▶ _Given exercise_: Copy nothing but the text: reproduce each line of the listing exactly and leave the pictures out.

* begin *

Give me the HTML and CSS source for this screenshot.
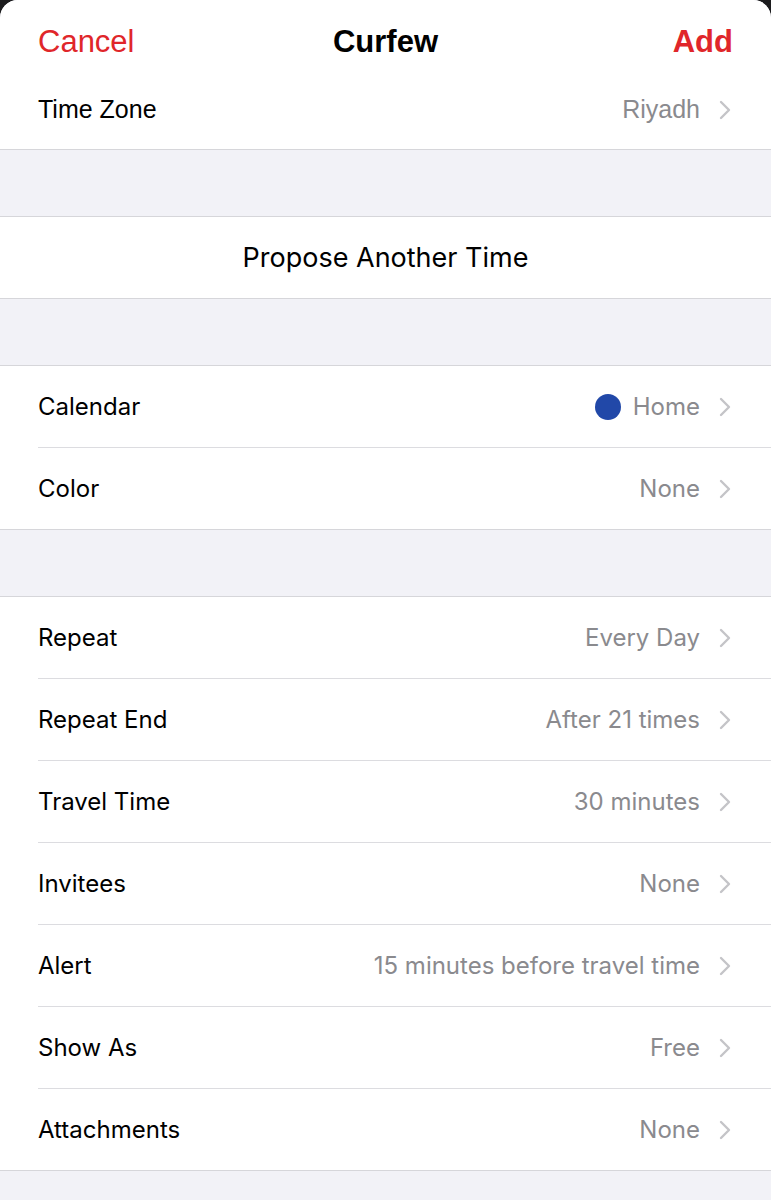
FILE: index.html
```html
<!DOCTYPE html>
<html>
<head>
<title>Curfew</title>
<link rel="stylesheet" href="styles.css">
</head>
<body>

<div class="sheet">
  <div class="header">
    <span class="nav-btn">Cancel</span>
    <span class="title">Curfew</span>
    <span class="nav-btn bold right">Add</span>
  </div>

  <div class="group first">
    <div class="row tz">
      <div class="row-inner">
        <span class="label">Time Zone</span>
        <span class="value">Riyadh</span>
        <svg class="chev" viewBox="0 0 12 20"><path d="M2 2 L10 10 L2 18"/></svg>
      </div>
    </div>
  </div>

  <div class="gap"></div>

  <div class="group">
    <div class="row center">
      <div class="row-inner">
        <span class="propose">Propose Another Time</span>
      </div>
    </div>
  </div>

  <div class="gap"></div>

  <div class="group">
    <div class="row">
      <div class="row-inner">
        <span class="label">Calendar</span>
        <span class="dot"></span>
        <span class="value">Home</span>
        <svg class="chev" viewBox="0 0 12 20"><path d="M2 2 L10 10 L2 18"/></svg>
      </div>
    </div>
    <div class="row">
      <div class="row-inner">
        <span class="label">Color</span>
        <span class="value">None</span>
        <svg class="chev" viewBox="0 0 12 20"><path d="M2 2 L10 10 L2 18"/></svg>
      </div>
    </div>
  </div>

  <div class="gap"></div>

  <div class="group">
    <div class="row">
      <div class="row-inner">
        <span class="label">Repeat</span>
        <span class="value">Every Day</span>
        <svg class="chev" viewBox="0 0 12 20"><path d="M2 2 L10 10 L2 18"/></svg>
      </div>
    </div>
    <div class="row">
      <div class="row-inner">
        <span class="label">Repeat End</span>
        <span class="value">After 21 times</span>
        <svg class="chev" viewBox="0 0 12 20"><path d="M2 2 L10 10 L2 18"/></svg>
      </div>
    </div>
    <div class="row">
      <div class="row-inner">
        <span class="label">Travel Time</span>
        <span class="value">30 minutes</span>
        <svg class="chev" viewBox="0 0 12 20"><path d="M2 2 L10 10 L2 18"/></svg>
      </div>
    </div>
    <div class="row">
      <div class="row-inner">
        <span class="label">Invitees</span>
        <span class="value">None</span>
        <svg class="chev" viewBox="0 0 12 20"><path d="M2 2 L10 10 L2 18"/></svg>
      </div>
    </div>
    <div class="row">
      <div class="row-inner">
        <span class="label">Alert</span>
        <span class="value">15 minutes before travel time</span>
        <svg class="chev" viewBox="0 0 12 20"><path d="M2 2 L10 10 L2 18"/></svg>
      </div>
    </div>
    <div class="row">
      <div class="row-inner">
        <span class="label">Show As</span>
        <span class="value">Free</span>
        <svg class="chev" viewBox="0 0 12 20"><path d="M2 2 L10 10 L2 18"/></svg>
      </div>
    </div>
    <div class="row">
      <div class="row-inner">
        <span class="label">Attachments</span>
        <span class="value">None</span>
        <svg class="chev" viewBox="0 0 12 20"><path d="M2 2 L10 10 L2 18"/></svg>
      </div>
    </div>
  </div>

  <div class="gap"></div>
</div>

</body>
</html>
```

FILE: styles.css
```css
body {
  margin: 0;
  background-color: #1c1c1e;
  font-family: 'Inter', 'Liberation Sans', sans-serif;
  color: #000;
  overflow: hidden;
}

.sheet {
  background-color: #f2f2f7;
  border-radius: 18px 18px 0 0;
  overflow: hidden;
  height: 1200px;
}

.header {
  background-color: #fff;
  height: 60px;
  padding: 12px 38px 0 38px;
  display: grid;
  grid-template-columns: 1fr auto 1fr;
  align-items: center;
  font-family: 'Liberation Sans', sans-serif;
  font-size: 31px;
}

.header .nav-btn {
  color: #e0262a;
}

.header .right {
  text-align: right;
}

.header .bold {
  font-weight: bold;
}

.header .title {
  font-weight: bold;
}

.group {
  background-color: #fff;
  border-top: 1px solid #d6d6da;
  border-bottom: 1px solid #d6d6da;
}

.group.first {
  border-top: none;
}

.gap {
  height: 66px;
}

.row {
  padding-left: 38px;
}

.row-inner {
  height: 81px;
  display: flex;
  align-items: center;
  padding-right: 40px;
  border-bottom: 1px solid #dcdce0;
}

.row:last-child .row-inner {
  border-bottom: none;
}

.row.tz .row-inner {
  height: 75px;
  font-family: 'Liberation Sans', sans-serif;
  padding-bottom: 2px;
}

.label {
  font-size: 24px;
  flex: 1;
}

.row.tz .label,
.row.tz .value {
  font-size: 25px;
}

.value {
  font-size: 24px;
  color: #8a8a8e;
  margin-right: 19px;
}

.chev {
  width: 12px;
  height: 20px;
  fill: none;
  stroke: #c4c4c8;
  stroke-width: 2.4;
  stroke-linecap: round;
  stroke-linejoin: round;
}

.dot {
  width: 26px;
  height: 26px;
  border-radius: 50%;
  background-color: #2148a8;
  margin-right: 12px;
}

.row.center .row-inner {
  justify-content: center;
  padding-right: 38px;
}

.propose {
  font-size: 27px;
}
```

* end *

▶ _Written response_:
Give me the HTML and CSS source for this screenshot.
FILE: index.html
```html
<!DOCTYPE html>
<html>
<head>
<title>Curfew</title>
<link rel="stylesheet" href="styles.css">
</head>
<body>

<div class="sheet">
  <div class="header">
    <span class="nav-btn">Cancel</span>
    <span class="title">Curfew</span>
    <span class="nav-btn bold right">Add</span>
  </div>

  <div class="group first">
    <div class="row tz">
      <div class="row-inner">
        <span class="label">Time Zone</span>
        <span class="value">Riyadh</span>
        <svg class="chev" viewBox="0 0 12 20"><path d="M2 2 L10 10 L2 18"/></svg>
      </div>
    </div>
  </div>

  <div class="gap"></div>

  <div class="group">
    <div class="row center">
      <div class="row-inner">
        <span class="propose">Propose Another Time</span>
      </div>
    </div>
  </div>

  <div class="gap"></div>

  <div class="group">
    <div class="row">
      <div class="row-inner">
        <span class="label">Calendar</span>
        <span class="dot"></span>
        <span class="value">Home</span>
        <svg class="chev" viewBox="0 0 12 20"><path d="M2 2 L10 10 L2 18"/></svg>
      </div>
    </div>
    <div class="row">
      <div class="row-inner">
        <span class="label">Color</span>
        <span class="value">None</span>
        <svg class="chev" viewBox="0 0 12 20"><path d="M2 2 L10 10 L2 18"/></svg>
      </div>
    </div>
  </div>

  <div class="gap"></div>

  <div class="group">
    <div class="row">
      <div class="row-inner">
        <span class="label">Repeat</span>
        <span class="value">Every Day</span>
        <svg class="chev" viewBox="0 0 12 20"><path d="M2 2 L10 10 L2 18"/></svg>
      </div>
    </div>
    <div class="row">
      <div class="row-inner">
        <span class="label">Repeat End</span>
        <span class="value">After 21 times</span>
        <svg class="chev" viewBox="0 0 12 20"><path d="M2 2 L10 10 L2 18"/></svg>
      </div>
    </div>
    <div class="row">
      <div class="row-inner">
        <span class="label">Travel Time</span>
        <span class="value">30 minutes</span>
        <svg class="chev" viewBox="0 0 12 20"><path d="M2 2 L10 10 L2 18"/></svg>
      </div>
    </div>
    <div class="row">
      <div class="row-inner">
        <span class="label">Invitees</span>
        <span class="value">None</span>
        <svg class="chev" viewBox="0 0 12 20"><path d="M2 2 L10 10 L2 18"/></svg>
      </div>
    </div>
    <div class="row">
      <div class="row-inner">
        <span class="label">Alert</span>
        <span class="value">15 minutes before travel time</span>
        <svg class="chev" viewBox="0 0 12 20"><path d="M2 2 L10 10 L2 18"/></svg>
      </div>
    </div>
    <div class="row">
      <div class="row-inner">
        <span class="label">Show As</span>
        <span class="value">Free</span>
        <svg class="chev" viewBox="0 0 12 20"><path d="M2 2 L10 10 L2 18"/></svg>
      </div>
    </div>
    <div class="row">
      <div class="row-inner">
        <span class="label">Attachments</span>
        <span class="value">None</span>
        <svg class="chev" viewBox="0 0 12 20"><path d="M2 2 L10 10 L2 18"/></svg>
      </div>
    </div>
  </div>

  <div class="gap"></div>
</div>

</body>
</html>
```

FILE: styles.css
```css
body {
  margin: 0;
  background-color: #1c1c1e;
  font-family: 'Inter', 'Liberation Sans', sans-serif;
  color: #000;
  overflow: hidden;
}

.sheet {
  background-color: #f2f2f7;
  border-radius: 18px 18px 0 0;
  overflow: hidden;
  height: 1200px;
}

.header {
  background-color: #fff;
  height: 60px;
  padding: 12px 38px 0 38px;
  display: grid;
  grid-template-columns: 1fr auto 1fr;
  align-items: center;
  font-family: 'Liberation Sans', sans-serif;
  font-size: 31px;
}

.header .nav-btn {
  color: #e0262a;
}

.header .right {
  text-align: right;
}

.header .bold {
  font-weight: bold;
}

.header .title {
  font-weight: bold;
}

.group {
  background-color: #fff;
  border-top: 1px solid #d6d6da;
  border-bottom: 1px solid #d6d6da;
}

.group.first {
  border-top: none;
}

.gap {
  height: 66px;
}

.row {
  padding-left: 38px;
}

.row-inner {
  height: 81px;
  display: flex;
  align-items: center;
  padding-right: 40px;
  border-bottom: 1px solid #dcdce0;
}

.row:last-child .row-inner {
  border-bottom: none;
}

.row.tz .row-inner {
  height: 75px;
  font-family: 'Liberation Sans', sans-serif;
  padding-bottom: 2px;
}

.label {
  font-size: 24px;
  flex: 1;
}

.row.tz .label,
.row.tz .value {
  font-size: 25px;
}

.value {
  font-size: 24px;
  color: #8a8a8e;
  margin-right: 19px;
}

.chev {
  width: 12px;
  height: 20px;
  fill: none;
  stroke: #c4c4c8;
  stroke-width: 2.4;
  stroke-linecap: round;
  stroke-linejoin: round;
}

.dot {
  width: 26px;
  height: 26px;
  border-radius: 50%;
  background-color: #2148a8;
  margin-right: 12px;
}

.row.center .row-inner {
  justify-content: center;
  padding-right: 38px;
}

.propose {
  font-size: 27px;
}
```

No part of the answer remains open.